May the words of my mouth and the meditations of all our hearts be acceptable in your sight, O Spirit of wildness and comfort who renews the face of the earth. Amen.

Good morning. Welcome to the Feast of Pentecost. Today we celebrate the Holy Spirit, and we celebrate the birth of the church. And when we celebrate the Spirit and the church, we celebrate movements of God that include us but don’t belong just to us. We celebrate God’s abundant love that keeps on expanding even farther than we might think it should go. We celebrate a grace that sweeps us up into what God is doing, a wild grace we can’t contain or control.

In our reading from Numbers, the Holy Spirit comes on a group of new leaders, including a couple of them who are not where they’re supposed to be. And Joshua wants to stop them, but Moses says that’s the wrong direction to go: “Would that all God’s people were prophets.” What a world it would be if everyone could be touched with this Spirit.

In the story of Pentecost in Acts, the Holy Spirit comes into the house like a rushing wind and then rests on the disciples as tongues of fire. The crowd gathered can hear the good news of Jesus in their own languages. The circle of Jesus’ followers expands beyond those who first walked with him. The Holy Spirit is moving and the energy is high.

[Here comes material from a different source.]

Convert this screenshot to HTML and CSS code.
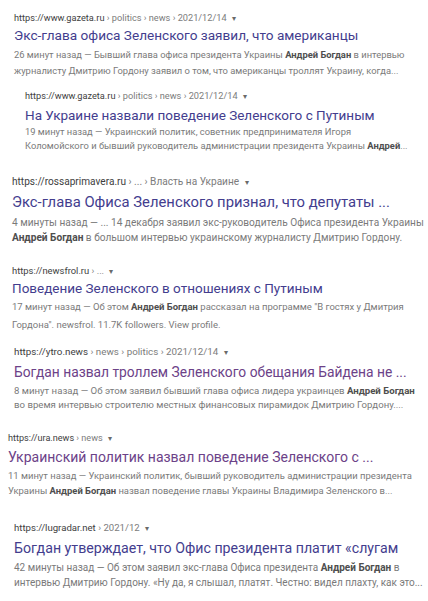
FILE: index.html
```html
<!DOCTYPE html>
<html lang="ru">
<head>
<meta charset="utf-8">
<title>Результаты поиска</title>
<link rel="stylesheet" href="styles.css">
</head>
<body>
<main class="results">
  <section class="res r1">
    <div class="url"><span class="dom">https://www.gazeta.ru</span> › politics › news › 2021/12/14 <span class="arr">▾</span></div>
    <div class="title">Экс-глава офиса Зеленского заявил, что американцы</div>
    <div class="snip">
      <div class="line">26 минут назад — Бывший глава офиса президента Украины <b>Андрей Богдан</b> в интервью</div>
      <div class="line">журналисту Дмитрию Гордону заявил о том, что американцы троллят Украину, когда...</div>
    </div>
  </section>
  <section class="res r2">
    <div class="url"><span class="dom">https://www.gazeta.ru</span> › politics › news › 2021/12/14 <span class="arr">▾</span></div>
    <div class="title">На Украине назвали поведение Зеленского с Путиным</div>
    <div class="snip">
      <div class="line">19 минут назад — Украинский политик, советник предпринимателя Игоря</div>
      <div class="line">Коломойского и бывший руководитель администрации президента Украины <b>Андрей</b>...</div>
    </div>
  </section>
  <section class="res r3">
    <div class="url"><span class="dom">https://rossaprimavera.ru</span> › ... › Власть на Украине <span class="arr">▾</span></div>
    <div class="title">Экс-глава Офиса Зеленского признал, что депутаты ...</div>
    <div class="snip">
      <div class="line">4 минуты назад — ... 14 декабря заявил экс-руководитель Офиса президента Украины</div>
      <div class="line"><b>Андрей Богдан</b> в большом интервью украинскому журналисту Дмитрию Гордону.</div>
    </div>
  </section>
  <section class="res r4">
    <div class="url"><span class="dom">https://newsfrol.ru</span> › ... <span class="arr">▾</span></div>
    <div class="title">Поведение Зеленского в отношениях с Путиным</div>
    <div class="snip">
      <div class="line">17 минут назад — Об этом <b>Андрей Богдан</b> рассказал на программе "В гостях у Дмитрия</div>
      <div class="line">Гордона". newsfrol. 11.7K followers. View profile.</div>
    </div>
  </section>
  <section class="res r5">
    <div class="url"><span class="dom">https://ytro.news</span> › news › politics › 2021/12/14 <span class="arr">▾</span></div>
    <div class="title visited">Богдан назвал троллем Зеленского обещания Байдена не ...</div>
    <div class="snip">
      <div class="line">8 минут назад — Об этом заявил бывший глава офиса лидера украинцев <b>Андрей Богдан</b></div>
      <div class="line">во время интервью строителю местных финансовых пирамидок Дмитрию Гордону....</div>
    </div>
  </section>
  <section class="res r6">
    <div class="url"><span class="dom">https://ura.news</span> › news <span class="arr">▾</span></div>
    <div class="title visited">Украинский политик назвал поведение Зеленского с ...</div>
    <div class="snip">
      <div class="line">11 минут назад — Украинский политик, бывший руководитель администрации президента</div>
      <div class="line">Украины <b>Андрей Богдан</b> назвал поведение главы Украины Владимира Зеленского в...</div>
    </div>
  </section>
  <section class="res r7">
    <div class="url"><span class="dom">https://lugradar.net</span> › 2021/12 <span class="arr">▾</span></div>
    <div class="title">Богдан утверждает, что Офис президента платит «слугам</div>
    <div class="snip">
      <div class="line">42 минуты назад — Об этом заявил экс-глава Офиса президента <b>Андрей Богдан</b> в</div>
      <div class="line">интервью Дмитрию Гордону. «Ну да, я слышал, платят. Честно: видел плахту, как это...</div>
    </div>
  </section>
</main>
</body>
</html>
```

FILE: styles.css
```css
html, body {
  margin: 0;
  padding: 0;
  background: #ffffff;
}
body {
  font-family: Roboto, "Liberation Sans", Arial, sans-serif;
  overflow: hidden;
}
.results {
  display: flex;
  flex-direction: column;
  padding-top: 10px;
}
.res {
  display: flex;
  flex-direction: column;
  padding-left: 14px;
}
.url {
  font-size: 9.2px;
  line-height: 16px;
  height: 16px;
  color: #7c7c7c;
  white-space: nowrap;
}
.url .dom {
  color: #3e3e3e;
}
.url .arr {
  display: inline-block;
  font-size: 8px;
  color: #6a6a6a;
  margin-left: 3px;
}
.title {
  font-size: 13.6px;
  line-height: 20px;
  height: 20px;
  color: #433d8e;
  white-space: nowrap;
}
.title.visited {
  color: #6c4288;
}
.snip {
  font-size: 9.4px;
  line-height: 16px;
  color: #7a7a7a;
}
.snip .line {
  white-space: nowrap;
}
.snip b {
  color: #4e4e4e;
  font-weight: 700;
}

/* result 1 */
.r1 .title { margin-top: -1px; }
.r1 .snip { margin-top: 2px; }

/* result 2 */
.r2 { padding-left: 25px; margin-top: 9px; }
.r2 .title { margin-top: 1px; font-size: 13.5px; }
.r2 .snip { line-height: 14px; font-size: 9.35px; }

/* result 3 */
.r3 { padding-left: 12px; margin-top: 21px; }
.r3 .url { font-size: 10.1px; }
.r3 .title { margin-top: 2px; font-size: 14.8px; }
.r3 .snip { line-height: 15px; margin-top: 2.5px; font-size: 10.15px; }

/* result 4 */
.r4 { padding-left: 12px; margin-top: 18.5px; }
.r4 .url { font-size: 9.4px; }
.r4 .title { margin-top: -1px; font-size: 13.5px; }
.r4 .snip { line-height: 18px; font-size: 9.5px; }

/* result 5 */
.r5 { padding-left: 14px; margin-top: 10px; }
.r5 .url { font-size: 9.8px; }
.r5 .title { margin-top: 2px; font-size: 13.8px; }
.r5 .snip { line-height: 14px; margin-top: 2px; font-size: 9.65px; }

/* result 6 */
.r6 { padding-left: 8px; margin-top: 18px; }
.r6 .url { font-size: 9.1px; }
.r6 .title { margin-top: 1px; font-size: 14px; }
.r6 .snip { line-height: 15px; margin-top: 0.5px; font-size: 9.45px; }

/* result 7 */
.r7 { padding-left: 14px; margin-top: 22.5px; }
.r7 .url { font-size: 9.6px; }
.r7 .title { margin-top: 2px; font-size: 14.2px; }
.r7 .snip { line-height: 15px; margin-top: 1.5px; font-size: 10px; }
```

And somebody thinks this is all getting pretty out of hand; some people think the disciples are drunk. So Peter goes back to scripture, and he tells the people what the prophet Joel said. “God declares: I will pour out my Spirit on all flesh.” People of all ages and people of all genders, everybody will see visions and dream dreams and proclaim what God has revealed to them.

As we learned from Jesus John 3, the Spirit is a wind that blows wherever it will; the Spirit spirits wherever the Spirit wants to, and we can hear the sound of the wind, sometimes we can see what the Spirit does, but we can never pin the Spirit down.

Some Celtic Christians imagined the Holy Spirit as a wild goose. It’s a different image from our gentle doves in the stained glass, and I think it’s a good one to expand our imaginations. Because the Holy Spirit is strong and loud and fierce. She can fight when she needs to. The Holy Spirit isn’t afraid of causing a ruckus. And if you have encountered geese in parks or if you’ve played that video game where it’s a lovely day in the village and you are a horrible goose, you may know how much chaos a goose can unleash.   

And in our stories from Acts and from Numbers today, the Holy Spirit’s wildness makes people uncomfortable. Along with the lifegiving breath of the Spirit and the revelatory words of prophecy, some fears bubble up. There’s an impulse to tamp things down, to get things back under control, to restore order. And yet, the Spirit still goes right on doing what she came to do. There’s a pattern where the Spirit moves unexpectedly, and people react with discomfort but can’t stop the Spirit.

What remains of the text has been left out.